The premise really is quite clever and entertaining. Lago’s story is action packed, with enough action sequences and twists and turns to get a movie made. As a character, he’s certainly comedic, providing genuine laugh-out-loud moments. His humorous anecdotes into the world of a hitman provide a genuinely new take on storytelling - after all, when was the last time we were really in the mind of a bad guy?

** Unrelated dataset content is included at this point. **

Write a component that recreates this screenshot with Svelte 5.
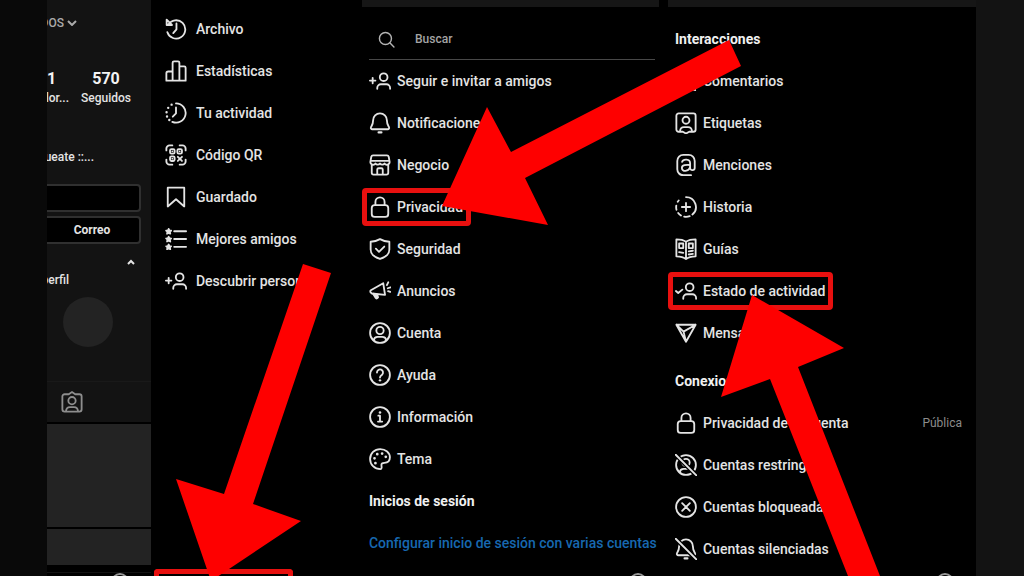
<script>
  const icons = {
    archive: '<path d="M3.600 7.200A10 10 0 1 1 2.600 15.500M1.800 1.800v5.800h5.800z"/><path d="M12.500 6v6.500l-3.500 4"/>',
    stats: '<path d="M8.300 22.500V3a1.500 1.500 0 0 1 1.500-1.500h4.400a1.500 1.500 0 0 1 1.500 1.500v19.500M8.300 12.500H3.500a2 2 0 0 0-2 2v8h21v-14a1.500 1.500 0 0 0-1.500-1.500h-5.300"/>',
    activity: '<path d="M12 1.500a10.500 10.500 0 1 1-4 20.200"/><path d="M12 6v6.500L8.500 16"/><path stroke-width="2.600" d="M7.200 2.900h.01M3.500 6.400h.01M1.700 11.200h.01M2.200 15.800h.01M4.700 19.600h.01"/>',
    qr: '<path d="M1.500 7V5a3.500 3.500 0 0 1 3.500-3.500h3M16 1.500h3A3.500 3.500 0 0 1 22.500 5v2M22.500 17v2a3.500 3.500 0 0 1-3.500 3.500h-3M8 22.500H5A3.500 3.500 0 0 1 1.500 19v-2"/><rect x="5.500" y="5.500" width="5" height="5" rx="1.500"/><rect x="13.500" y="5.500" width="5" height="5" rx="1.500"/><rect x="5.500" y="13.500" width="5" height="5" rx="1.500"/><path d="M14 14l4.500 4.500M18.500 14L14 18.500M8 8h.01M16 8h.01M8 16h.01"/>',
    bookmark: '<path d="M21 22.300 12 14.400l-9 7.900V1.800h18z"/>',
    friends: '<path d="M10 3.500h13M10 12h13M10 20.500h13"/><g fill="currentColor" stroke-width="1.800"><path d="m4 .9.9 1.700 1.900.3-1.400 1.400.4 2L4 5.400l-1.800.9.4-2L1.200 2.900l1.900-.3z"/><path d="m4 9.400.9 1.700 1.900.3-1.400 1.400.4 2L4 13.900l-1.800.9.4-2-1.400-1.400 1.900-.3z"/><path d="m4 17.900.9 1.700 1.900.3-1.400 1.400.4 2-1.800-.9-1.800.9.4-2-1.400-1.400 1.900-.3z"/></g>',
    addUser: '<circle cx="16" cy="7.800" r="4.200"/><path d="M9 20.500v-1a4 4 0 0 1 4-4h6a4 4 0 0 1 4 4v1M1 11.500h6M4 8.500v6"/>',
    bell: '<path d="M12 1.500a7.500 7.500 0 0 0-7.500 7.600c0 4.200-1.300 5.700-2.300 7.400-.6 1 .1 2.300 1.300 2.300h17c1.200 0 1.900-1.300 1.300-2.300-1-1.700-2.300-3.200-2.300-7.400A7.500 7.500 0 0 0 12 1.500z"/><path stroke-width="2.500" d="M10.500 22.300h3"/>',
    shop: '<path d="M3 11.500v9a2 2 0 0 0 2 2h14a2 2 0 0 0 2-2v-9M9 22.500V17a1.500 1.500 0 0 1 1.500-1.500h3A1.500 1.500 0 0 1 15 17v5.500"/><path d="M4.500 1.500h15a2 2 0 0 1 2 1.500l1 5.500a3 3 0 0 1-5.500 1.800 3 3 0 0 1-5 0 3 3 0 0 1-5 0A3 3 0 0 1 1.500 8.500l1-5.500a2 2 0 0 1 2-1.500zM3 7.500h18"/>',
    lock: '<rect x="3" y="10" width="18" height="12.800" rx="3.200"/><path d="M7 10V6.500a5 5 0 0 1 10 0V10"/>',
    shield: '<path d="M12 1.200c3 1.700 6.500 2.700 10.200 2.900v8.400c0 5-4.500 8.600-10.200 10.400-5.700-1.800-10.200-5.400-10.200-10.400V4.100C5.500 3.900 9 2.900 12 1.200z"/><path d="m7.500 11.700 3.400 3.400 5.800-5.800"/>',
    ads: '<path d="M15.500 3.500 2 11.200c-.8.500-.8 2 .2 2.700l1 .8 14.300 1.500z"/><path fill="currentColor" d="m4.500 15 2.700 4.500c.8 1.300 3.300.2 2.600-1.300l-1-2.400z"/><path d="M19.500 5.500l1.500-3M20.500 9l3-1M20.800 12.200l2.400.8"/>',
    account: '<circle cx="12" cy="12" r="10.800"/><circle cx="12" cy="9.300" r="4"/><path d="M5.200 19.800c.3-2.300 2-3.600 4.300-3.600h5c2.300 0 4 1.300 4.300 3.600"/>',
    help: '<circle cx="12" cy="12" r="10.800"/><path d="M8.700 9.300a3.300 3.300 0 1 1 5.500 2.400c-1.200 1-2.200 1.400-2.200 3"/><path stroke-width="2.600" d="M12 17.800h.01"/>',
    info: '<circle cx="12" cy="12" r="10.800"/><path d="M10.200 10.500H12v6.500M9.800 17h4.600"/><path stroke-width="2.800" d="M12 7h.01"/>',
    palette: '<path d="M12.500 23C6 23 1.200 18.200 1.200 12S6 1.200 12.200 1.200c6 0 10.600 3.800 10.600 9 0 4-2.500 6-6 6-2.300 0-3.600 1-3.200 3 .3 1.800.4 3.800-1.100 3.800z"/><path stroke-width="3" d="M7 16.500h.01M6 11.300h.01M9 6.800h.01M14.300 6h.01M18.300 9.600h.01"/>',
    comment: '<path d="M20.700 17a9.900 9.900 0 1 0-3.600 3.700L22 22z"/>',
    tag: '<path d="M4 1.500h16A2.500 2.500 0 0 1 22.500 4v15a2.500 2.500 0 0 1-2.500 2.500h-4.500L12 23.500l-3.500-2H4A2.500 2.500 0 0 1 1.500 19V4A2.500 2.500 0 0 1 4 1.500z"/><circle cx="12" cy="9" r="3.800"/><path d="M5.500 21c.2-2.800 1.800-4.500 4.300-4.500h4.400c2.500 0 4.100 1.700 4.300 4.500"/>',
    mention: '<path d="M17.500 23.200H9a6.500 6.500 0 0 1-6.500-6.500V7.500A6.500 6.500 0 0 1 9 1h6a6.500 6.500 0 0 1 6.500 6.500v7.800c0 3-5 3.200-5 0V10c0-4.800-7.500-5-8.700-1.500"/><path d="M16.500 12c-4.500-.5-9 0-9 3.200 0 4.300 7.500 4.300 9-.7"/>',
    story: '<path d="M12 1.200a10.800 10.800 0 0 1 7 19M16 22a11 11 0 0 1-6 .6M6.500 21.300a11 11 0 0 1-3-2.800M1.600 15a11 11 0 0 1-.2-4.500M3 6.300a11 11 0 0 1 1-1.400M12 7.500v9M7.500 12h9"/>',
    guide: '<path d="M12 4C9 2 5.500 1.500 1.500 1.500V20c4 0 8 .8 10.500 3 2.500-2.200 6.500-3 10.500-3V1.500C18.500 1.500 15 2 12 4zM12 4v19"/><path d="M4.500 6h4.500v5H4.500zM15 6h4.500v5H15zM4.500 15.500l4.500.8M15 14.500l4.500-.6M15 18l4.500-.6"/>',
    online: '<circle cx="16" cy="7.800" r="4.200"/><path d="M9 20.500v-1a4 4 0 0 1 4-4h6a4 4 0 0 1 4 4v1M1 12l2.500 2.200L8 10.500"/>',
    send: '<path d="M1.500 3h21L12 21.500zM9.300 10.500 22.500 3M9.300 10.500 12 21.500M1.500 3l7.800 7.500"/>',
    restricted: '<circle cx="12" cy="12" r="10.800"/><circle cx="12" cy="9.300" r="4"/><path d="M5.200 19.800c.3-2.300 2-3.600 4.300-3.600h5"/><path stroke="#000" stroke-width="5" d="M3 3l19 19"/><path d="M.8.800l22.500 22.500"/>',
    blocked: '<circle cx="12" cy="12" r="10.800"/><path d="m7.800 7.800 8.400 8.400M16.200 7.800l-8.400 8.400"/>',
    muted: '<path d="M12 1.500a7.500 7.500 0 0 0-7.500 7.600c0 4.200-1.300 5.700-2.300 7.400-.6 1 .1 2.300 1.300 2.300h17c1.200 0 1.900-1.300 1.300-2.300-1-1.700-2.300-3.200-2.300-7.400A7.500 7.500 0 0 0 12 1.500z"/><path stroke-width="2.500" d="M10.500 22.300h3"/><path stroke="#000" stroke-width="5" d="M3 3l19 19"/><path d="M.8.800l22.500 22.500"/>',
    search: '<circle cx="10.500" cy="10.500" r="8.500"/><path d="m17 17 5.500 5.500"/>',
    photos: '<path d="M4 3.500h4.500L12 1.200l3.500 2.300H20A2.500 2.500 0 0 1 22.500 6v14a2.500 2.500 0 0 1-2.500 2.500H4A2.500 2.500 0 0 1 1.500 20V6A2.500 2.500 0 0 1 4 3.500z"/><circle cx="12" cy="10.500" r="4"/><path d="M5.500 22c.2-2.800 1.800-4.500 4.300-4.500h4.400c2.500 0 4.100 1.700 4.300 4.500"/>'
  };

  const menu = [
    ['archive', 'Archivo'],
    ['stats', 'Estadísticas'],
    ['activity', 'Tu actividad'],
    ['qr', 'Código QR'],
    ['bookmark', 'Guardado'],
    ['friends', 'Mejores amigos'],
    ['addUser', 'Descubrir personas']
  ];
  const settings = [
    ['addUser', 'Seguir e invitar a amigos'],
    ['bell', 'Notificaciones'],
    ['shop', 'Negocio'],
    ['lock', 'Privacidad', true],
    ['shield', 'Seguridad'],
    ['ads', 'Anuncios'],
    ['account', 'Cuenta'],
    ['help', 'Ayuda'],
    ['info', 'Información'],
    ['palette', 'Tema']
  ];
  const interactions = [
    ['comment', 'Comentarios'],
    ['tag', 'Etiquetas'],
    ['mention', 'Menciones'],
    ['story', 'Historia'],
    ['guide', 'Guías'],
    ['online', 'Estado de actividad', true],
    ['send', 'Mensajes']
  ];
  const connections = [
    ['lock', 'Privacidad de la cuenta', false, 'Pública'],
    ['restricted', 'Cuentas restringidas'],
    ['blocked', 'Cuentas bloqueadas'],
    ['muted', 'Cuentas silenciadas']
  ];
</script>

{#snippet icon(name)}
  <svg class="icon" viewBox="0 0 24 24" aria-hidden="true">{@html icons[name]}</svg>
{/snippet}

{#snippet rows(items)}
  <ul>
    {#each items as [glyph, label, marked, value]}
      <li>
        <button class="row" class:marked>
          {@render icon(glyph)}
          <span>{label}</span>
        </button>
        {#if value}<span class="value">{value}</span>{/if}
      </li>
    {/each}
  </ul>
{/snippet}

{#snippet tabs()}
  <div class="tabs"><span class="avatar"></span></div>
{/snippet}

<main class="board">
  <section class="profile">
    <button class="switcher">
      <span>DOS</span>
      <svg class="chevron" viewBox="0 0 10 6" aria-hidden="true"><path d="m1 1 4 4 4-4" /></svg>
    </button>
    <dl class="stats">
      <div><dd>1</dd><dt>dor...</dt></div>
      <div><dd>570</dd><dt>Seguidos</dt></div>
    </dl>
    <p class="bio"><span>ueate ::...</span></p>
    <div class="actions">
      <button aria-label="Editar"></button>
      <button>Correo</button>
    </div>
    <button class="collapse" aria-label="Contraer">
      <svg class="chevron" viewBox="0 0 10 6" aria-hidden="true"><path d="m2 5 3-3 3 3" /></svg>
    </button>
    <p class="hint"><span>perfil</span></p>
    <div class="bubble"></div>
    <div class="photo-tab">{@render icon('photos')}</div>
    <div class="tile"></div>
    <div class="tile last"></div>
    {@render tabs()}
  </section>

  <nav class="menu">
    {@render rows(menu)}
    <div class="target"></div>
  </nav>

  <section class="settings">
    <div class="strip"></div>
    <label class="search">
      {@render icon('search')}
      <input type="text" placeholder="Buscar" aria-label="Buscar" />
    </label>
    {@render rows(settings)}
    <h2>Inicios de sesión</h2>
    <a href="#sesion">Configurar inicio de sesión con varias cuentas</a>
    {@render tabs()}
  </section>

  <section class="privacy">
    <div class="strip"></div>
    <h2>Interacciones</h2>
    {@render rows(interactions)}
    <h2 class="second">Conexiones</h2>
    {@render rows(connections)}
    {@render tabs()}
  </section>

  <svg class="arrows" viewBox="0 0 1024 576" preserveAspectRatio="none" aria-hidden="true">
    <path d="M303 264 331 273 253 504 301 521 211 581 176 479 224 494Z" />
    <path d="M729 40 741 66 525 178 548 225 442 206 487 107 511 152Z" />
    <path d="M752 295 844 348 798 367 880 576 848 576 770 379 721 397Z" />
  </svg>
</main>

<style>
  :global(body) {
    margin: 0;
    background: #0b0b0b;
  }
  .board {
    position: relative;
    display: grid;
    grid-template-columns: 104fr 210fr 299fr 316fr;
    height: 100vh;
    min-height: 576px;
    box-sizing: border-box;
    padding: 0 4.6875% 0 4.5898%;
    overflow: hidden;
    background: linear-gradient(90deg, #090909 0 50%, #131313 50%);
    color: #e4e4e4;
    font: 500 14px/20px Roboto, sans-serif;
  }
  .board > section,
  .menu {
    display: flex;
    flex-direction: column;
    min-width: 0;
    overflow: hidden;
    background: #000;
  }
  ul, dl, dd, p, h2 {
    margin: 0;
    padding: 0;
  }
  ul {
    list-style: none;
  }
  li {
    display: flex;
    align-items: center;
    justify-content: space-between;
    height: 42px;
  }
  button {
    border: 0;
    padding: 0;
    background: none;
    color: inherit;
    font: inherit;
  }
  .row {
    position: relative;
    display: flex;
    align-items: center;
    gap: 6px;
    height: 42px;
    white-space: nowrap;
  }
  .marked::after {
    content: '';
    position: absolute;
    inset: 2px -8px 2px -7px;
    border: 5px solid #e8100f;
    border-radius: 4px;
  }
  .icon {
    flex: none;
    width: 22px;
    height: 22px;
    fill: none;
    stroke: currentColor;
    stroke-width: 2;
    stroke-linecap: round;
    stroke-linejoin: round;
  }
  h2 {
    font-size: 14px;
    font-weight: 700;
    line-height: 42px;
    color: #f0f0f0;
  }
  .strip {
    flex: none;
    height: 7px;
    background: #161616;
  }
  .tabs {
    display: flex;
    flex: none;
    justify-content: flex-end;
    height: 3px;
    margin-top: auto;
    padding-right: 8px;
    overflow: hidden;
  }
  .avatar {
    width: 14px;
    height: 14px;
    border: 2px solid #999;
    border-radius: 50%;
  }

  .board > .profile {
    background: #131313;
    font-size: 13px;
  }
  .switcher {
    display: flex;
    align-items: center;
    justify-content: flex-end;
    gap: 3px;
    width: 30px;
    height: 39px;
    padding-top: 6px;
    color: #aaa;
    font-size: 12px;
  }
  .chevron {
    flex: none;
    width: 10px;
    height: 6px;
    fill: none;
    stroke: currentColor;
    stroke-width: 2;
  }
  .stats {
    display: grid;
    grid-template-columns: 22px 1fr;
    gap: 12px;
    padding: 30px 20px 0 0;
  }
  .stats div {
    display: flex;
    flex-direction: column;
    align-items: center;
  }
  .stats div:first-child {
    align-items: flex-end;
  }
  .stats dd {
    color: #f4f4f4;
    font-size: 16px;
    font-weight: 700;
  }
  .stats div:first-child dd {
    align-self: flex-start;
  }
  .stats dt {
    line-height: 18px;
    font-size: 12px;
  }
  .bio,
  .hint {
    display: flex;
    justify-content: flex-end;
    font-size: 12px;
    white-space: nowrap;
  }
  .bio {
    width: 47px;
    margin-top: 40px;
  }
  .actions {
    display: flex;
    flex-direction: column;
    gap: 4px;
    margin: 17px 10px 0 -4px;
  }
  .actions button {
    height: 28px;
    border: 2px solid #303030;
    border-radius: 4px;
    background: #000;
    font-size: 12px;
    font-weight: 700;
  }
  .collapse {
    display: flex;
    align-self: flex-end;
    margin: 15px 15px 0 0;
  }
  .hint {
    width: 22px;
    margin-top: 5px;
  }
  .bubble {
    flex: none;
    width: 50px;
    height: 50px;
    margin: 7px 0 0 16px;
    border-radius: 50%;
    background: #232323;
  }
  .photo-tab {
    display: flex;
    align-items: center;
    height: 40px;
    margin-top: 34px;
    padding-left: 14px;
    border-top: 1px solid #191919;
    border-bottom: 2px solid #000;
    color: #8e8e8e;
  }
  .tile {
    flex: none;
    height: 103px;
    background: #232323;
    border-bottom: 2px solid #000;
  }
  .last {
    height: 36px;
    border-bottom: 7px solid #000;
  }
  .profile .tabs {
    padding-right: 22px;
    background: #000;
  }

  .menu {
    padding: 8px 0 0 14px;
  }
  .menu .row {
    gap: 9px;
  }
  .target {
    flex: none;
    width: 129px;
    height: 2px;
    margin: auto 0 0 -11px;
    border: 5px solid #e8100f;
    border-bottom: 0;
    border-radius: 4px 4px 0 0;
  }

  .settings {
    padding: 0 5px 0 8px;
  }
  .settings .strip {
    margin: 0 -4px 0 -7px;
  }
  .search {
    display: flex;
    align-items: center;
    gap: 20px;
    height: 53px;
    padding: 12px 0 0 9px;
    box-sizing: border-box;
    border-bottom: 1px solid #484848;
    color: #b4b4b4;
  }
  .search .icon {
    width: 17px;
    height: 17px;
  }
  .search input {
    flex: 1;
    min-width: 0;
    padding: 0;
    border: 0;
    outline: 0;
    background: none;
    color: inherit;
    font: 500 12px/20px Roboto, sans-serif;
  }
  .search input::placeholder {
    color: #a4a4a4;
    opacity: 1;
  }
  .settings a {
    color: #1768b0;
    line-height: 42px;
    text-decoration: none;
    white-space: nowrap;
  }

  .privacy {
    padding: 0 14px 0 15px;
  }
  .privacy .strip {
    margin: 0 -14px 0 -7px;
  }
  .privacy h2 {
    padding-top: 11px;
  }
  .privacy .second {
    padding-top: 6px;
  }
  .value {
    color: #8c8c8c;
    font-size: 12px;
    font-weight: 400;
  }

  .arrows {
    position: absolute;
    inset: 0;
    width: 100%;
    height: 100%;
    fill: #fe0000;
    pointer-events: none;
  }
</style>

But, ultimately, despite being an entertaining distraction read, you’ll leave feeling a little bit cruddier about life in general and never wanting to accept any position with the word “intern” anywhere near the title. After you finish, you’ll find yourself craving a more descriptive book with more mature storytelling. Kuhn wrote an excellent novel, if you enjoy this type of a story (and you’ll be able to tell within 3-4 chapters if it’s your thing or not). The pace moves exceptionally fast, and the dialogue is snappy and down to the point. This works well for a movie script, but as a novel you’re planning on sitting down and really digging into, the ‘he said she said’ bing-bang-bong dialogue only detracts from the characters you’re trying to get to know. But, to be fair, there’s not a whole lot about the characters that are likeable, so maybe that's not a bad thing (especially in terms of Alice, who’s over-sexualization from the eyes of Lago makes you desperate to pick up Game of Thrones just to get in the multidimensional mind of Daenerys Targaryen).

That being said, if this kind of book is up your alley (Again, give it a few chapters.), you’ll enjoy it immensely. “Insightful thriller” may not be the best soundbite to use, but “clever, snarky, and action packed” just might do the trick. Lago’s snide comments inserted into the action sequences (like reminding the future assassins to use hand protection before picking up a glass shard to use as a shank) make this a prime novel for a big screen action comedy. I can almost see the screen freezing and the voice over reminding you about rule #4. It’s a plane ride reader - entertaining with plenty of chuckle-in-your-seat moments - but not one you’ll be choosing to write a character analysis about.